The 2010 season at Glen Valley Organic Farm is off to an upbeat start. With the warm winter and early spring we almost feel as though we're behind -- for the last two years we started seeding our transplants indoors with snow on the ground.

We just sent out a renewal notice to our Community Supported Agriculture Harvest Box Program and are in the process of hiring apprentices for the season. Jeremy has been doing machinery maintenance and I've been seeding our onion, shallot, leek and green onion crops. While doing a delivery of sunroots and collards into Vancouver today, Jeremy is also picking up our seed potatoes. The potatoes were dropped off at Discovery Organics by Across the Creek Organics from Pemberton.

Rhubarb is already growing and we'll get compost onto those beds later in the week. As the weather dries up later in the week we'll be getting close to being able to disk the beds. Fava beans and peas get seeded outdoors this week and I'll be planting out beets we saved from last season that will flower and produce a seed crop for us this year.

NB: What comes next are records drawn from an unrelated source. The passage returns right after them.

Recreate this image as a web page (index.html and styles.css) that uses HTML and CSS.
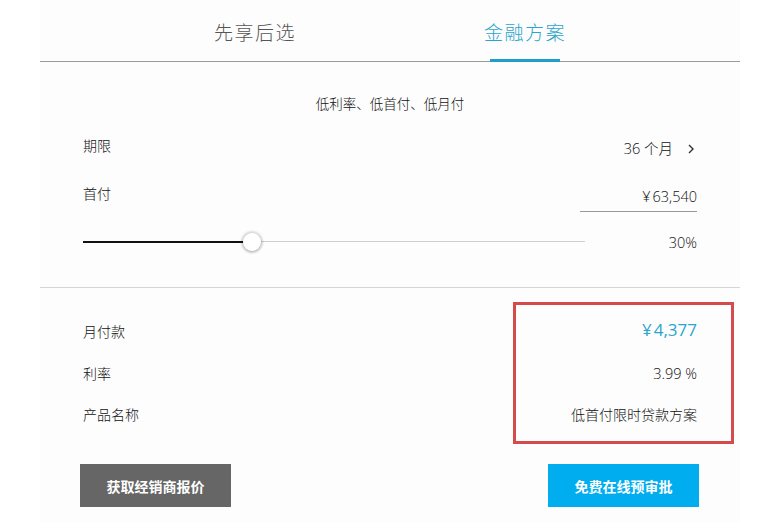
FILE: index.html
```html
<!DOCTYPE html>
<html lang="zh-CN">
<head>
<meta charset="utf-8">
<title>金融方案</title>
<link rel="stylesheet" href="styles.css">
</head>
<body>
<div class="panel">
  <div class="tabs">
    <div class="tab">先享后选</div>
    <div class="tab active">金融方案</div>
  </div>
  <div class="calc">
    <p class="subtitle">低利率、低首付、低月付</p>
    <div class="row row-term">
      <span class="label">期限</span>
      <span class="value">36 个月<span class="chev">
        <svg width="8" height="12" viewBox="0 0 8 12"><path d="M2 2 L6 6 L2 10" fill="none" stroke="#333" stroke-width="1.4"/></svg>
      </span></span>
    </div>
    <div class="row row-down">
      <span class="label">首付</span>
      <span class="value input"><span class="yen">¥</span>63,540</span>
    </div>
    <div class="row row-slider">
      <div class="slider">
        <div class="track"></div>
        <div class="fill" style="width: 33.7%"></div>
        <div class="thumb" style="left: 33.7%"></div>
      </div>
      <span class="value">30%</span>
    </div>
  </div>
  <div class="result">
    <div class="highlight"></div>
    <div class="row row-r1">
      <span class="label">月付款</span>
      <span class="value price"><span class="yen">¥</span>4,377</span>
    </div>
    <div class="row row-r2">
      <span class="label">利率</span>
      <span class="value">3.99 %</span>
    </div>
    <div class="row row-r3">
      <span class="label">产品名称</span>
      <span class="value">低首付限时贷款方案</span>
    </div>
    <div class="actions">
      <button class="btn btn-gray">获取经销商报价</button>
      <button class="btn btn-blue">免费在线预审批</button>
    </div>
  </div>
</div>
</body>
</html>
```
FILE: styles.css
```css
* { box-sizing: border-box; }
html, body { margin: 0; padding: 0; background: #ffffff; }
body {
  font-family: "Open Sans", "Noto Sans CJK SC", sans-serif;
  color: #333;
  font-size: 13px;
}
.panel {
  width: 700px;
  margin-left: 40px;
  background: #fdfdfd;
  height: 522px;
}
.tabs {
  display: flex;
  justify-content: center;
  height: 62px;
  border-bottom: 1px solid #9a9a9a;
}
.tab {
  width: 270px;
  text-align: center;
  font-size: 19px;
  font-weight: 300;
  letter-spacing: 1.5px;
  color: #555;
  padding-top: 19px;
  line-height: 28px;
  position: relative;
}
.tab.active { color: #2aa5cb; }
.tab.active::after {
  content: "";
  position: absolute;
  left: 50%;
  bottom: -1px;
  width: 70px;
  margin-left: -35px;
  height: 3px;
  background: #1e9ec9;
}
.calc {
  padding: 0 43px;
  height: 226px;
  border-bottom: 1px solid #d6d6d6;
}
.subtitle {
  margin: 0;
  padding-top: 33px;
  line-height: 18px;
  text-align: center;
  font-size: 13.5px;
  font-weight: 300;
  color: #111;
}
.row {
  display: flex;
  justify-content: space-between;
  align-items: center;
}
.label { font-size: 14px; color: #111; font-weight: 300; }
.value { font-size: 14.5px; color: #111; font-weight: 300; }
.yen { margin-right: 2px; }
.row-term { margin-top: 24px; height: 22px; }
.row-term .label { margin-top: -6px; }
.chev { display: inline-block; margin-left: 14px; margin-right: 2px; vertical-align: -1px; }
.row-down { margin-top: 24px; height: 29px; align-items: flex-start; }
.input {
  width: 117px;
  text-align: right;
  border-bottom: 1px solid #999;
  padding-top: 5px;
  height: 29px;
  line-height: 18px;
}
.row-slider { margin-top: 19px; height: 22px; }
.slider {
  position: relative;
  width: 502px;
  height: 22px;
}
.track {
  position: absolute;
  left: 0; right: 0;
  top: 10px;
  height: 1px;
  background: #cfcfcf;
}
.fill {
  position: absolute;
  left: 0;
  top: 10px;
  height: 2px;
  background: #111;
}
.thumb {
  position: absolute;
  top: 2px;
  width: 18px;
  height: 18px;
  margin-left: -9px;
  border-radius: 50%;
  background: #fff;
  box-shadow: 0 0 2px 2px rgba(0,0,0,0.12), 0 1px 3px rgba(0,0,0,0.2);
}
.result {
  position: relative;
  padding: 0 43px;
}
.highlight {
  position: absolute;
  left: 473px;
  top: 14px;
  width: 221px;
  height: 142px;
  border: 3px solid #d54a4b;
  pointer-events: none;
}
.row-r1 { padding-top: 31px; height: 52px; }
.row-r1 .label { margin-top: 2px; }
.price { font-size: 17px; color: #2aa5cb; font-weight: 400; }
.row-r2 { margin-top: 23px; height: 20px; }
.row-r3 { margin-top: 21px; height: 20px; }
.row-r3 .value { font-size: 14px; font-weight: 300; color: #111; }
.actions {
  display: flex;
  justify-content: space-between;
  margin-top: 40px;
}
.btn {
  border: none;
  height: 43px;
  width: 151px;
  color: #fff;
  font-family: "Noto Sans CJK SC", sans-serif;
  font-size: 14px;
  font-weight: 700;
  cursor: pointer;
}
.btn-gray { background: #666; margin-left: -3px; }
.btn-blue { background: #00aeef; margin-right: -2px; }
```
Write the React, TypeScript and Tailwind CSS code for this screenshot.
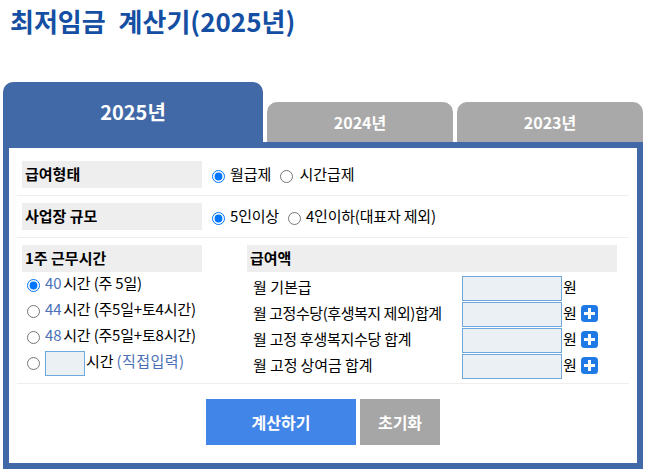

This post is beginning to feel like a bit of a shopping list, but that's actually what life feels like at the moment. Numerous lists of things to do begin piling up as the next few weeks get planned. My family is making good use of a day planner as we chart out the days remaining before the season gets busier. Weekly farm team meetings are increasingly important as we make sure everyone on the farm is in the loop with projects, activities and events.

Over the course of the season this blog will provide some weekly insight into the activities of the farm as we work to provide food to the many people who eat from our farm. Originating from a weekly e-mail to our CSA subscribers, this should provide a more organized forum for regular updates about our farm to a wider audience. In addition to farm updates, there will be recipes, thoughts and information about larger issues in agriculture and notes about agricultural-related events going on in the region.

The season has begun and we're looking forward to what 2010 might have to offer.